| Task description |
Omit all pictures, then retype the data exactly as given.

[START]

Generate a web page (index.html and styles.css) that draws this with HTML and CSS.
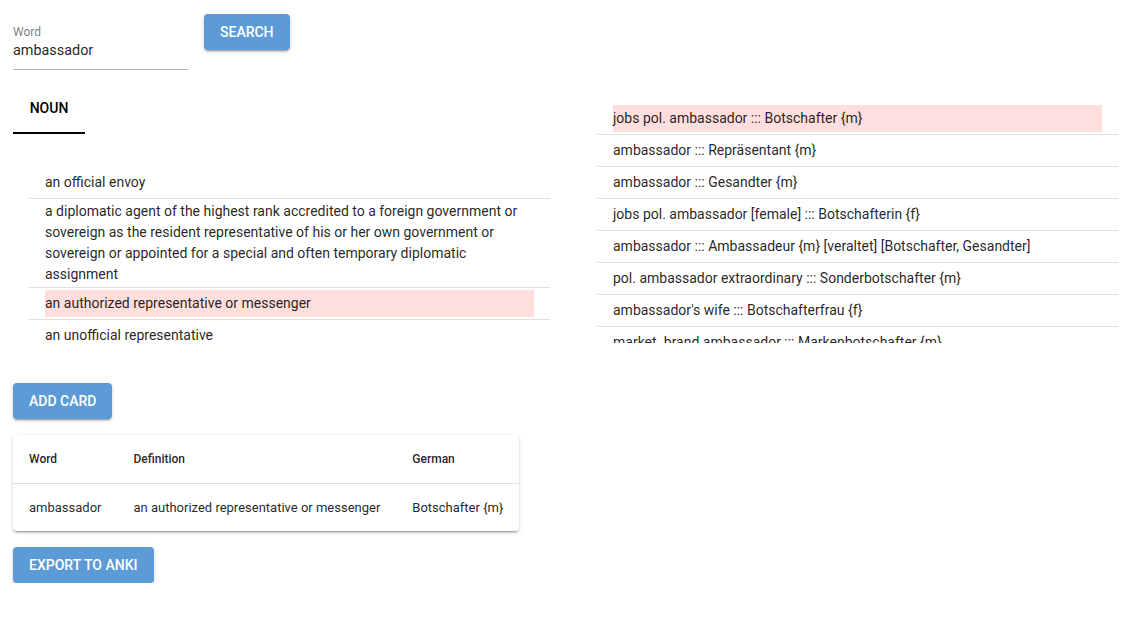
FILE: index.html
```html
<!DOCTYPE html>
<html lang="en">
<head>
<meta charset="utf-8">
<title>Word cards</title>
<link rel="stylesheet" href="styles.css">
</head>
<body>
<div class="page">
  <div class="top">
    <div class="field">
      <label class="field-label" for="word">Word</label>
      <input class="field-input" id="word" type="text" value="ambassador">
    </div>
    <button class="btn">Search</button>
  </div>

  <div class="columns">
    <div class="col-left">
      <div class="tabs">
        <div class="tab active">Noun</div>
      </div>
      <ul class="list list-left">
        <li class="item"><span class="item-text">an official envoy</span></li>
        <li class="item"><span class="item-text">a diplomatic agent of the highest rank accredited to a foreign government or sovereign as the resident representative of his or her own government or sovereign or appointed for a special and often temporary diplomatic assignment</span></li>
        <li class="item"><span class="item-text selected">an authorized representative or messenger</span></li>
        <li class="item"><span class="item-text">an unofficial representative</span></li>
      </ul>
    </div>
    <div class="col-right">
      <div class="scroll">
        <ul class="list list-right">
          <li class="item"><span class="item-text selected">jobs pol. ambassador ::: Botschafter {m}</span></li>
          <li class="item"><span class="item-text">ambassador ::: Repräsentant {m}</span></li>
          <li class="item"><span class="item-text">ambassador ::: Gesandter {m}</span></li>
          <li class="item"><span class="item-text">jobs pol. ambassador [female] ::: Botschafterin {f}</span></li>
          <li class="item"><span class="item-text">ambassador ::: Ambassadeur {m} [veraltet] [Botschafter, Gesandter]</span></li>
          <li class="item"><span class="item-text">pol. ambassador extraordinary ::: Sonderbotschafter {m}</span></li>
          <li class="item"><span class="item-text">ambassador's wife ::: Botschafterfrau {f}</span></li>
          <li class="item"><span class="item-text">market. brand ambassador ::: Markenbotschafter {m}</span></li>
        </ul>
      </div>
    </div>
  </div>

  <button class="btn btn-add">Add card</button>

  <div class="card">
    <table class="table">
      <thead>
        <tr><th>Word</th><th>Definition</th><th>German</th></tr>
      </thead>
      <tbody>
        <tr><td>ambassador</td><td>an authorized representative or messenger</td><td>Botschafter {m}</td></tr>
      </tbody>
    </table>
  </div>

  <button class="btn btn-export">Export to Anki</button>
</div>
</body>
</html>
```

FILE: styles.css
```css
* { box-sizing: border-box; }

html, body {
  margin: 0;
  padding: 0;
  background: #fff;
}

body {
  font-family: Roboto, "Liberation Sans", Arial, sans-serif;
  color: rgba(0, 0, 0, 0.87);
  font-size: 14px;
}

.page {
  padding: 14px 13px 0 13px;
}

.top {
  display: flex;
  align-items: flex-start;
  gap: 16px;
}

.field {
  width: 175px;
  padding-top: 11px;
  padding-bottom: 9px;
  border-bottom: 1px solid rgba(0, 0, 0, 0.3);
  display: flex;
  flex-direction: column;
}

.field-label {
  font-size: 12px;
  line-height: 14px;
  color: rgba(0, 0, 0, 0.54);
}

.field-input {
  margin-top: 2px;
  border: none;
  outline: none;
  padding: 0;
  font-family: inherit;
  font-size: 14.4px;
  line-height: 19px;
  height: 19px;
  color: rgba(0, 0, 0, 0.87);
  background: transparent;
  width: 100%;
}

.btn {
  display: block;
  border: none;
  border-radius: 4px;
  background: #5c9bd6;
  color: #fff;
  font-family: inherit;
  font-size: 14px;
  font-weight: 500;
  letter-spacing: 0;
  text-transform: uppercase;
  height: 36px;
  padding: 0 16px;
  line-height: 36px;
  box-shadow: 0 3px 1px -2px rgba(0, 0, 0, 0.2), 0 2px 2px 0 rgba(0, 0, 0, 0.14), 0 1px 5px 0 rgba(0, 0, 0, 0.12);
  cursor: pointer;
}

.columns {
  margin-top: 16px;
  display: grid;
  grid-template-columns: 560px 1fr;
  align-items: start;
}

.tabs {
  display: flex;
  height: 48px;
}

.tab {
  width: 72px;
  height: 48px;
  display: flex;
  align-items: center;
  justify-content: center;
  font-size: 14px;
  font-weight: 500;
  text-transform: uppercase;
  color: #000;
}

.tab.active {
  border-bottom: 2px solid #000;
  padding-bottom: 2px;
}

.list {
  list-style: none;
  margin: 0;
  padding: 0;
}

.list-left {
  margin-top: 33px;
  margin-left: 16px;
  width: 521px;
}

.col-right {
  padding-top: 17px;
  padding-left: 24px;
}

.scroll {
  width: 521px;
  height: 240px;
  overflow: hidden;
}

.item {
  padding: 2px 16px;
  border-bottom: 1px solid #e0e0e0;
  font-size: 14px;
  line-height: 21px;
}

.list-left .item:last-child {
  border-bottom: none;
}

.item-text {
  display: flex;
  align-items: center;
  min-height: 27px;
}

.item-text.selected {
  background: #ffdede;
}

.btn-add {
  margin-top: 32px;
}

.card {
  margin-top: 16px;
  display: block;
  width: fit-content;
  border-radius: 4px;
  background: #fff;
  box-shadow: 0 3px 1px -2px rgba(0, 0, 0, 0.2), 0 2px 2px 0 rgba(0, 0, 0, 0.14), 0 1px 5px 0 rgba(0, 0, 0, 0.12);
  overflow: hidden;
}

.table {
  border-collapse: collapse;
}

.table th {
  text-align: left;
  font-size: 12px;
  font-weight: 500;
  color: rgba(0, 0, 0, 0.87);
  height: 48px;
  padding: 0 16px;
  border-bottom: 1px solid #e0e0e0;
}

.table td {
  font-size: 13px;
  height: 48px;
  padding: 0 16px;
  white-space: nowrap;
}

.btn-export {
  margin-top: 16px;
}
```
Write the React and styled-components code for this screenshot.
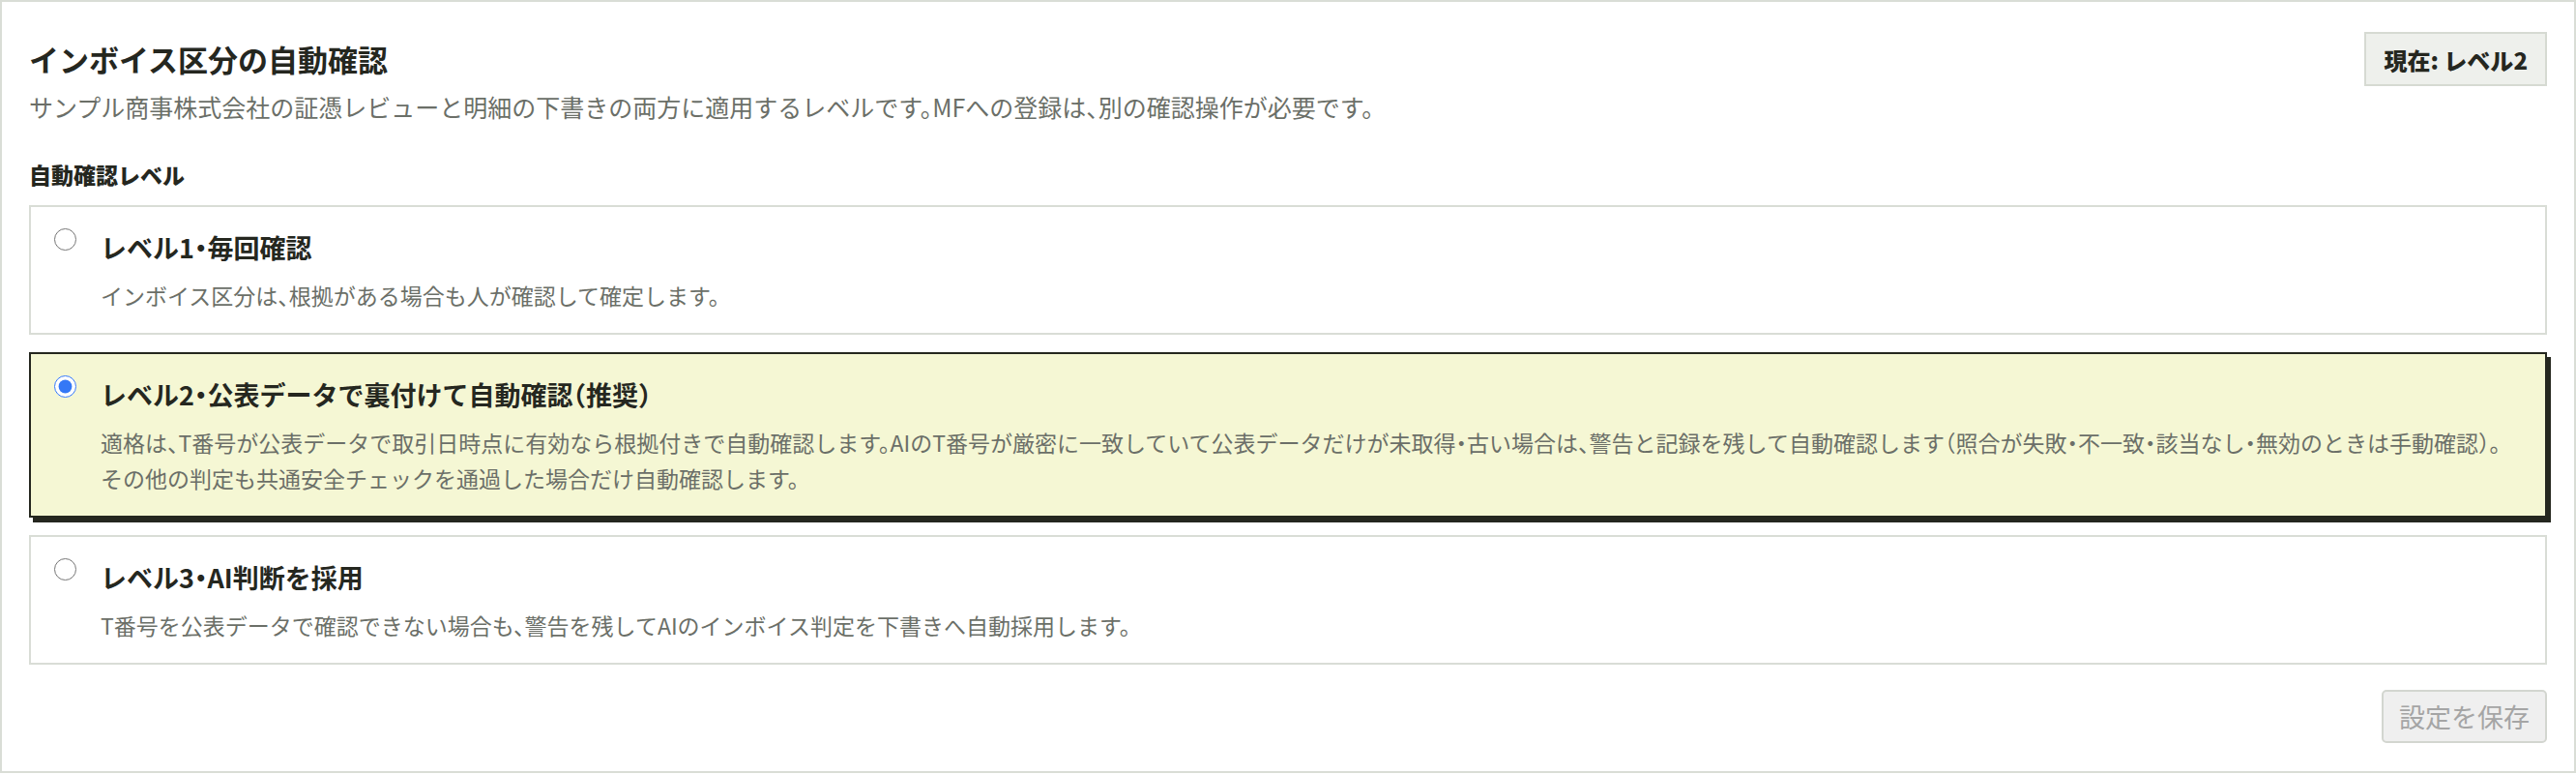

[END]

| Result |
Generate a web page (index.html and styles.css) that draws this with HTML and CSS.
FILE: index.html
```html
<!DOCTYPE html>
<html lang="en">
<head>
<meta charset="utf-8">
<title>Word cards</title>
<link rel="stylesheet" href="styles.css">
</head>
<body>
<div class="page">
  <div class="top">
    <div class="field">
      <label class="field-label" for="word">Word</label>
      <input class="field-input" id="word" type="text" value="ambassador">
    </div>
    <button class="btn">Search</button>
  </div>

  <div class="columns">
    <div class="col-left">
      <div class="tabs">
        <div class="tab active">Noun</div>
      </div>
      <ul class="list list-left">
        <li class="item"><span class="item-text">an official envoy</span></li>
        <li class="item"><span class="item-text">a diplomatic agent of the highest rank accredited to a foreign government or sovereign as the resident representative of his or her own government or sovereign or appointed for a special and often temporary diplomatic assignment</span></li>
        <li class="item"><span class="item-text selected">an authorized representative or messenger</span></li>
        <li class="item"><span class="item-text">an unofficial representative</span></li>
      </ul>
    </div>
    <div class="col-right">
      <div class="scroll">
        <ul class="list list-right">
          <li class="item"><span class="item-text selected">jobs pol. ambassador ::: Botschafter {m}</span></li>
          <li class="item"><span class="item-text">ambassador ::: Repräsentant {m}</span></li>
          <li class="item"><span class="item-text">ambassador ::: Gesandter {m}</span></li>
          <li class="item"><span class="item-text">jobs pol. ambassador [female] ::: Botschafterin {f}</span></li>
          <li class="item"><span class="item-text">ambassador ::: Ambassadeur {m} [veraltet] [Botschafter, Gesandter]</span></li>
          <li class="item"><span class="item-text">pol. ambassador extraordinary ::: Sonderbotschafter {m}</span></li>
          <li class="item"><span class="item-text">ambassador's wife ::: Botschafterfrau {f}</span></li>
          <li class="item"><span class="item-text">market. brand ambassador ::: Markenbotschafter {m}</span></li>
        </ul>
      </div>
    </div>
  </div>

  <button class="btn btn-add">Add card</button>

  <div class="card">
    <table class="table">
      <thead>
        <tr><th>Word</th><th>Definition</th><th>German</th></tr>
      </thead>
      <tbody>
        <tr><td>ambassador</td><td>an authorized representative or messenger</td><td>Botschafter {m}</td></tr>
      </tbody>
    </table>
  </div>

  <button class="btn btn-export">Export to Anki</button>
</div>
</body>
</html>
```

FILE: styles.css
```css
* { box-sizing: border-box; }

html, body {
  margin: 0;
  padding: 0;
  background: #fff;
}

body {
  font-family: Roboto, "Liberation Sans", Arial, sans-serif;
  color: rgba(0, 0, 0, 0.87);
  font-size: 14px;
}

.page {
  padding: 14px 13px 0 13px;
}

.top {
  display: flex;
  align-items: flex-start;
  gap: 16px;
}

.field {
  width: 175px;
  padding-top: 11px;
  padding-bottom: 9px;
  border-bottom: 1px solid rgba(0, 0, 0, 0.3);
  display: flex;
  flex-direction: column;
}

.field-label {
  font-size: 12px;
  line-height: 14px;
  color: rgba(0, 0, 0, 0.54);
}

.field-input {
  margin-top: 2px;
  border: none;
  outline: none;
  padding: 0;
  font-family: inherit;
  font-size: 14.4px;
  line-height: 19px;
  height: 19px;
  color: rgba(0, 0, 0, 0.87);
  background: transparent;
  width: 100%;
}

.btn {
  display: block;
  border: none;
  border-radius: 4px;
  background: #5c9bd6;
  color: #fff;
  font-family: inherit;
  font-size: 14px;
  font-weight: 500;
  letter-spacing: 0;
  text-transform: uppercase;
  height: 36px;
  padding: 0 16px;
  line-height: 36px;
  box-shadow: 0 3px 1px -2px rgba(0, 0, 0, 0.2), 0 2px 2px 0 rgba(0, 0, 0, 0.14), 0 1px 5px 0 rgba(0, 0, 0, 0.12);
  cursor: pointer;
}

.columns {
  margin-top: 16px;
  display: grid;
  grid-template-columns: 560px 1fr;
  align-items: start;
}

.tabs {
  display: flex;
  height: 48px;
}

.tab {
  width: 72px;
  height: 48px;
  display: flex;
  align-items: center;
  justify-content: center;
  font-size: 14px;
  font-weight: 500;
  text-transform: uppercase;
  color: #000;
}

.tab.active {
  border-bottom: 2px solid #000;
  padding-bottom: 2px;
}

.list {
  list-style: none;
  margin: 0;
  padding: 0;
}

.list-left {
  margin-top: 33px;
  margin-left: 16px;
  width: 521px;
}

.col-right {
  padding-top: 17px;
  padding-left: 24px;
}

.scroll {
  width: 521px;
  height: 240px;
  overflow: hidden;
}

.item {
  padding: 2px 16px;
  border-bottom: 1px solid #e0e0e0;
  font-size: 14px;
  line-height: 21px;
}

.list-left .item:last-child {
  border-bottom: none;
}

.item-text {
  display: flex;
  align-items: center;
  min-height: 27px;
}

.item-text.selected {
  background: #ffdede;
}

.btn-add {
  margin-top: 32px;
}

.card {
  margin-top: 16px;
  display: block;
  width: fit-content;
  border-radius: 4px;
  background: #fff;
  box-shadow: 0 3px 1px -2px rgba(0, 0, 0, 0.2), 0 2px 2px 0 rgba(0, 0, 0, 0.14), 0 1px 5px 0 rgba(0, 0, 0, 0.12);
  overflow: hidden;
}

.table {
  border-collapse: collapse;
}

.table th {
  text-align: left;
  font-size: 12px;
  font-weight: 500;
  color: rgba(0, 0, 0, 0.87);
  height: 48px;
  padding: 0 16px;
  border-bottom: 1px solid #e0e0e0;
}

.table td {
  font-size: 13px;
  height: 48px;
  padding: 0 16px;
  white-space: nowrap;
}

.btn-export {
  margin-top: 16px;
}
```
Write the React and styled-components code for this screenshot.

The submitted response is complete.